Miller sets to work by showing Jordan off around numerous night spots; his machinations arouse interest in Jordan and soon offers of contracts follow. However, Miller realizes that Jordan really just wants to be a homemaker and tries to persuade Murdock not to push Jordan into a show-business career. He thinks he's succeeded when he reveals to Murdock that Jordan's singing is so bad it shatters light bulbs, but Murdock suggests that Jordan would be perfect for a song he composed while in prison, "Rock Around the Rock Pile" (a parody of "Rock Around the Clock"). Miller reluctantly records Jordan performing the part of a prison siren in Murdock's song and heads to Chicago to promote it to Wheeler, a former mob rival of Murdock who now has a monopoly over the jukebox industry.

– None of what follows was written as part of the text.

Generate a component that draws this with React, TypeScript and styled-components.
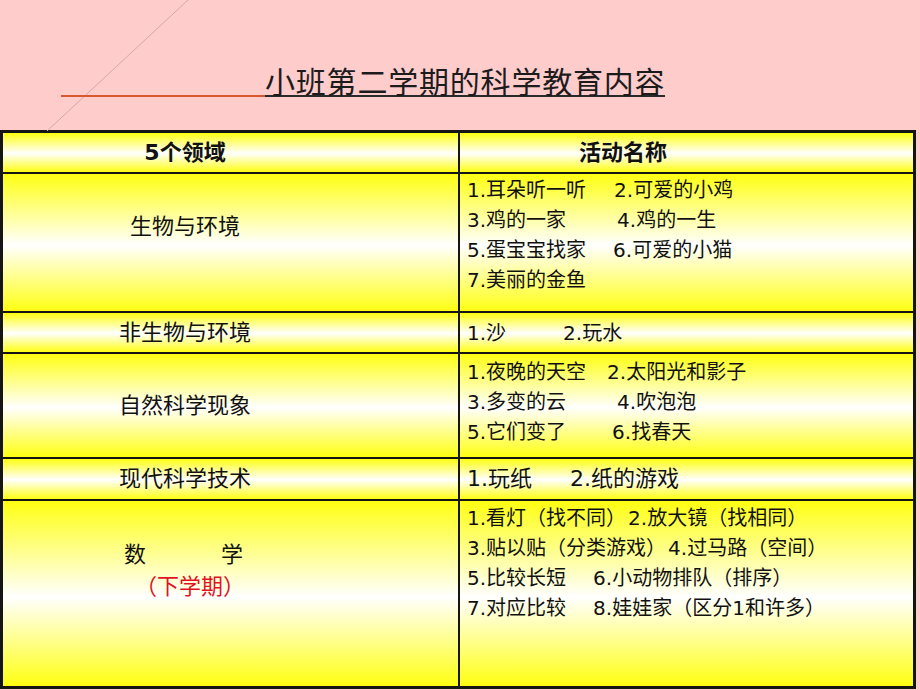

Suspicious of Miller's reluctance to promote Jordan and of the obvious attraction between Miller and Jordan, Murdock has his associate Mousie wiretap a phone call between the pair. Feeling pity for them, Mousie edits out the romantic portions of their conversations and convinces Murdock that their relationship is strictly business.

In Chicago, Wheeler is impressed by the song and Jordan's voice and offers to sign both Jordan and the songwriter. However, when Miller reveals that the songwriter is Murdock, Wheeler throws him out of his office and vows never to play the song. A furious Murdock bullies bar owners into buying jukeboxes from him instead and successfully promotes his and Jordan's song. To prevent Murdock from stealing his business, Wheeler arranges to have Murdock assassinated at the rock show where Jordan will be making her debut.

On his way to the show, Murdock confesses to Mousie that he doesn't want to marry Jordan. Mousie confesses that he altered the tape of Jordan and Miller's phone call and encourages Murdock to let Jordan marry Miller. Backstage at the show, Jordan confesses her love to Miller and they kiss. Jordan also admits that she is a talented singer, who lied because she did not want a show business career; she goes on stage and performs a song about her love for Miller. When Murdock arrives, Miller declares to him that he and Jordan are in love; the delighted Murdock surprises Miller by shaking his hand and offering to be the best man.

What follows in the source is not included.